--- start of Data excerpt ---

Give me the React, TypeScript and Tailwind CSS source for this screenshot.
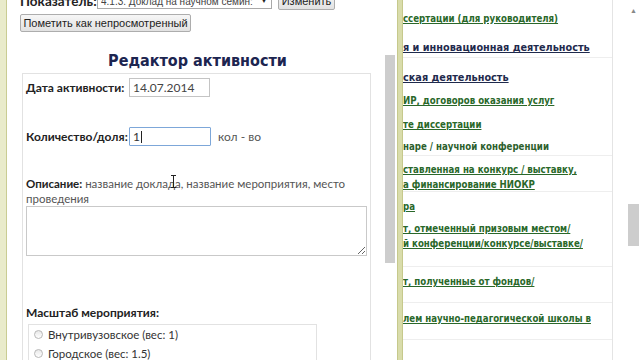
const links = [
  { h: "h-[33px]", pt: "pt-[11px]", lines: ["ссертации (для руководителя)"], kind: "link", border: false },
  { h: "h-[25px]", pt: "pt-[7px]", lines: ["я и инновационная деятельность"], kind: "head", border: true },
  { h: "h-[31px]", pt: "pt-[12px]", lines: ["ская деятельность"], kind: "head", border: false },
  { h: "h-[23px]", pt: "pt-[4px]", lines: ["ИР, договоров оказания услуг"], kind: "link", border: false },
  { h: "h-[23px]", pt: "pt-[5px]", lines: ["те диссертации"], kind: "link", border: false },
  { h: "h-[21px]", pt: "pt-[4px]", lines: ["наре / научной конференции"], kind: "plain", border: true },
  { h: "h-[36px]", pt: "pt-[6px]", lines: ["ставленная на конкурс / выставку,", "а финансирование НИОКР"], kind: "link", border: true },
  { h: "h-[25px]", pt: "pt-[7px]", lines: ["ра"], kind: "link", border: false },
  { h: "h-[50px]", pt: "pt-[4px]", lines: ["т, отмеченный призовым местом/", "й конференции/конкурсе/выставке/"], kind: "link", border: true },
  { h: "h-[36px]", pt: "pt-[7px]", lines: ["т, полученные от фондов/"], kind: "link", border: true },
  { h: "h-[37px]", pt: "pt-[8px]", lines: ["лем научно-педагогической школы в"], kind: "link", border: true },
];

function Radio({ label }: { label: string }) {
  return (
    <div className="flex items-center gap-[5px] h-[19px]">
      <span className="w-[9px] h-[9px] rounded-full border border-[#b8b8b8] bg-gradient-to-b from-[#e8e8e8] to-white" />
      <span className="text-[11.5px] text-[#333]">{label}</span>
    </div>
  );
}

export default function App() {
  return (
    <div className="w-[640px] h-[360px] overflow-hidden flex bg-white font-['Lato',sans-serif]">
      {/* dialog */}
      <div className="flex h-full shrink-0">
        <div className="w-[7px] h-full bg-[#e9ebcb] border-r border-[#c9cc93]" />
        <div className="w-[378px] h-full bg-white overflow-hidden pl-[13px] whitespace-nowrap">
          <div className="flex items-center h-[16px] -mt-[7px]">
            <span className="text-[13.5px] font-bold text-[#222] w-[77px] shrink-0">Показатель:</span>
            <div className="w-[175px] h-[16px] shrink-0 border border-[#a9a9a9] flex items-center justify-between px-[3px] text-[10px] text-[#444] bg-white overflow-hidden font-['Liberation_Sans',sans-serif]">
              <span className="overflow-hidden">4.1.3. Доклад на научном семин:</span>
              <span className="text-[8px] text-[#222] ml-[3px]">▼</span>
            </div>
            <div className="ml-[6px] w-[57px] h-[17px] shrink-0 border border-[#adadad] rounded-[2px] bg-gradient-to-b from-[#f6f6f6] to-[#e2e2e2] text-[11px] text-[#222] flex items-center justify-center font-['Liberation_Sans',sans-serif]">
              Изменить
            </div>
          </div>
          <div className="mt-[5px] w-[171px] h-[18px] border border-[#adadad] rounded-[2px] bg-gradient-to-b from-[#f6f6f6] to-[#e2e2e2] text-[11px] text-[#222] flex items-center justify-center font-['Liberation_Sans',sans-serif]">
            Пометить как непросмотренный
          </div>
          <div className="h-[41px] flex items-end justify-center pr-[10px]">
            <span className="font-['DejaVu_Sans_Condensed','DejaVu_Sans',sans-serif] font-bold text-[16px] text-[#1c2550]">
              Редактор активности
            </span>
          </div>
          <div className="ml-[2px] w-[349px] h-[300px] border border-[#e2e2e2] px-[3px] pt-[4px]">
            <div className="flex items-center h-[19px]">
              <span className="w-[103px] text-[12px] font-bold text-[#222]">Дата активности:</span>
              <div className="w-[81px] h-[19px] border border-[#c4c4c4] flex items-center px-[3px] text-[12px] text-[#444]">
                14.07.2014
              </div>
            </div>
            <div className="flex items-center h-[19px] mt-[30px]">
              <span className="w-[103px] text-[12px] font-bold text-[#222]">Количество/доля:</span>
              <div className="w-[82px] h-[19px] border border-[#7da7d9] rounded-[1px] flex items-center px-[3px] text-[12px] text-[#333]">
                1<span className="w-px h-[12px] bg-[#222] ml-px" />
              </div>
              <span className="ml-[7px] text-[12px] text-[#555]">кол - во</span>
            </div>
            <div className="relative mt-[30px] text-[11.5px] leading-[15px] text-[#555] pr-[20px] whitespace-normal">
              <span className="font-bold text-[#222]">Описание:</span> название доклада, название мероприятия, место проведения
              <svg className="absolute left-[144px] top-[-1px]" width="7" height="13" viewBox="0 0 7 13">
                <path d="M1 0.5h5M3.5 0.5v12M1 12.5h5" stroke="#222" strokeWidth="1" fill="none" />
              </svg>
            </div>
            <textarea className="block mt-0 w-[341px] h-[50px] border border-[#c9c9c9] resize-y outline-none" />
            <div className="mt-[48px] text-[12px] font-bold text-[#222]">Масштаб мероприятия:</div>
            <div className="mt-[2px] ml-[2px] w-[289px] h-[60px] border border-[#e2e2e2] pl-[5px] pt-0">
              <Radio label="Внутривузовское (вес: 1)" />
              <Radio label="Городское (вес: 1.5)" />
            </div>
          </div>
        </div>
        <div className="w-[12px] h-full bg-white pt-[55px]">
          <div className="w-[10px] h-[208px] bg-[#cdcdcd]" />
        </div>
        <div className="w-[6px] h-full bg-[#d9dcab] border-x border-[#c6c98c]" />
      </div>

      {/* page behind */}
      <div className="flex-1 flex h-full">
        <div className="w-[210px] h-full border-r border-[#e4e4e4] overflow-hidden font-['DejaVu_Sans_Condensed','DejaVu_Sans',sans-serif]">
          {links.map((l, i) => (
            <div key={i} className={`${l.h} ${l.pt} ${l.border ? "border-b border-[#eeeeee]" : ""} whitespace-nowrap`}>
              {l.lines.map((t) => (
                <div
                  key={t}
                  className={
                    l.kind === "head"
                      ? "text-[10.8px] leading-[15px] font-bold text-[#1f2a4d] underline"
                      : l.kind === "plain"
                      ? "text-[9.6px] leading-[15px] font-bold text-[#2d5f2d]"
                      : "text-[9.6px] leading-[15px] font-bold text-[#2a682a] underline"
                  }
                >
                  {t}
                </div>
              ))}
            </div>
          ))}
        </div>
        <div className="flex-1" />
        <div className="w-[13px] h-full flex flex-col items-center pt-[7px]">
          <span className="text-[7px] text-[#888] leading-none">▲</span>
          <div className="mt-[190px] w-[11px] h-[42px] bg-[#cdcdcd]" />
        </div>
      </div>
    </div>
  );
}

--- end of Data excerpt ---

Directions - Exclude the pictures. Write out the remaining data exactly.

Exercise output -
Give me the React, TypeScript and Tailwind CSS source for this screenshot.
const links = [
  { h: "h-[33px]", pt: "pt-[11px]", lines: ["ссертации (для руководителя)"], kind: "link", border: false },
  { h: "h-[25px]", pt: "pt-[7px]", lines: ["я и инновационная деятельность"], kind: "head", border: true },
  { h: "h-[31px]", pt: "pt-[12px]", lines: ["ская деятельность"], kind: "head", border: false },
  { h: "h-[23px]", pt: "pt-[4px]", lines: ["ИР, договоров оказания услуг"], kind: "link", border: false },
  { h: "h-[23px]", pt: "pt-[5px]", lines: ["те диссертации"], kind: "link", border: false },
  { h: "h-[21px]", pt: "pt-[4px]", lines: ["наре / научной конференции"], kind: "plain", border: true },
  { h: "h-[36px]", pt: "pt-[6px]", lines: ["ставленная на конкурс / выставку,", "а финансирование НИОКР"], kind: "link", border: true },
  { h: "h-[25px]", pt: "pt-[7px]", lines: ["ра"], kind: "link", border: false },
  { h: "h-[50px]", pt: "pt-[4px]", lines: ["т, отмеченный призовым местом/", "й конференции/конкурсе/выставке/"], kind: "link", border: true },
  { h: "h-[36px]", pt: "pt-[7px]", lines: ["т, полученные от фондов/"], kind: "link", border: true },
  { h: "h-[37px]", pt: "pt-[8px]", lines: ["лем научно-педагогической школы в"], kind: "link", border: true },
];

function Radio({ label }: { label: string }) {
  return (
    <div className="flex items-center gap-[5px] h-[19px]">
      <span className="w-[9px] h-[9px] rounded-full border border-[#b8b8b8] bg-gradient-to-b from-[#e8e8e8] to-white" />
      <span className="text-[11.5px] text-[#333]">{label}</span>
    </div>
  );
}

export default function App() {
  return (
    <div className="w-[640px] h-[360px] overflow-hidden flex bg-white font-['Lato',sans-serif]">
      {/* dialog */}
      <div className="flex h-full shrink-0">
        <div className="w-[7px] h-full bg-[#e9ebcb] border-r border-[#c9cc93]" />
        <div className="w-[378px] h-full bg-white overflow-hidden pl-[13px] whitespace-nowrap">
          <div className="flex items-center h-[16px] -mt-[7px]">
            <span className="text-[13.5px] font-bold text-[#222] w-[77px] shrink-0">Показатель:</span>
            <div className="w-[175px] h-[16px] shrink-0 border border-[#a9a9a9] flex items-center justify-between px-[3px] text-[10px] text-[#444] bg-white overflow-hidden font-['Liberation_Sans',sans-serif]">
              <span className="overflow-hidden">4.1.3. Доклад на научном семин:</span>
              <span className="text-[8px] text-[#222] ml-[3px]">▼</span>
            </div>
            <div className="ml-[6px] w-[57px] h-[17px] shrink-0 border border-[#adadad] rounded-[2px] bg-gradient-to-b from-[#f6f6f6] to-[#e2e2e2] text-[11px] text-[#222] flex items-center justify-center font-['Liberation_Sans',sans-serif]">
              Изменить
            </div>
          </div>
          <div className="mt-[5px] w-[171px] h-[18px] border border-[#adadad] rounded-[2px] bg-gradient-to-b from-[#f6f6f6] to-[#e2e2e2] text-[11px] text-[#222] flex items-center justify-center font-['Liberation_Sans',sans-serif]">
            Пометить как непросмотренный
          </div>
          <div className="h-[41px] flex items-end justify-center pr-[10px]">
            <span className="font-['DejaVu_Sans_Condensed','DejaVu_Sans',sans-serif] font-bold text-[16px] text-[#1c2550]">
              Редактор активности
            </span>
          </div>
          <div className="ml-[2px] w-[349px] h-[300px] border border-[#e2e2e2] px-[3px] pt-[4px]">
            <div className="flex items-center h-[19px]">
              <span className="w-[103px] text-[12px] font-bold text-[#222]">Дата активности:</span>
              <div className="w-[81px] h-[19px] border border-[#c4c4c4] flex items-center px-[3px] text-[12px] text-[#444]">
                14.07.2014
              </div>
            </div>
            <div className="flex items-center h-[19px] mt-[30px]">
              <span className="w-[103px] text-[12px] font-bold text-[#222]">Количество/доля:</span>
              <div className="w-[82px] h-[19px] border border-[#7da7d9] rounded-[1px] flex items-center px-[3px] text-[12px] text-[#333]">
                1<span className="w-px h-[12px] bg-[#222] ml-px" />
              </div>
              <span className="ml-[7px] text-[12px] text-[#555]">кол - во</span>
            </div>
            <div className="relative mt-[30px] text-[11.5px] leading-[15px] text-[#555] pr-[20px] whitespace-normal">
              <span className="font-bold text-[#222]">Описание:</span> название доклада, название мероприятия, место проведения
              <svg className="absolute left-[144px] top-[-1px]" width="7" height="13" viewBox="0 0 7 13">
                <path d="M1 0.5h5M3.5 0.5v12M1 12.5h5" stroke="#222" strokeWidth="1" fill="none" />
              </svg>
            </div>
            <textarea className="block mt-0 w-[341px] h-[50px] border border-[#c9c9c9] resize-y outline-none" />
            <div className="mt-[48px] text-[12px] font-bold text-[#222]">Масштаб мероприятия:</div>
            <div className="mt-[2px] ml-[2px] w-[289px] h-[60px] border border-[#e2e2e2] pl-[5px] pt-0">
              <Radio label="Внутривузовское (вес: 1)" />
              <Radio label="Городское (вес: 1.5)" />
            </div>
          </div>
        </div>
        <div className="w-[12px] h-full bg-white pt-[55px]">
          <div className="w-[10px] h-[208px] bg-[#cdcdcd]" />
        </div>
        <div className="w-[6px] h-full bg-[#d9dcab] border-x border-[#c6c98c]" />
      </div>

      {/* page behind */}
      <div className="flex-1 flex h-full">
        <div className="w-[210px] h-full border-r border-[#e4e4e4] overflow-hidden font-['DejaVu_Sans_Condensed','DejaVu_Sans',sans-serif]">
          {links.map((l, i) => (
            <div key={i} className={`${l.h} ${l.pt} ${l.border ? "border-b border-[#eeeeee]" : ""} whitespace-nowrap`}>
              {l.lines.map((t) => (
                <div
                  key={t}
                  className={
                    l.kind === "head"
                      ? "text-[10.8px] leading-[15px] font-bold text-[#1f2a4d] underline"
                      : l.kind === "plain"
                      ? "text-[9.6px] leading-[15px] font-bold text-[#2d5f2d]"
                      : "text-[9.6px] leading-[15px] font-bold text-[#2a682a] underline"
                  }
                >
                  {t}
                </div>
              ))}
            </div>
          ))}
        </div>
        <div className="flex-1" />
        <div className="w-[13px] h-full flex flex-col items-center pt-[7px]">
          <span className="text-[7px] text-[#888] leading-none">▲</span>
          <div className="mt-[190px] w-[11px] h-[42px] bg-[#cdcdcd]" />
        </div>
      </div>
    </div>
  );
}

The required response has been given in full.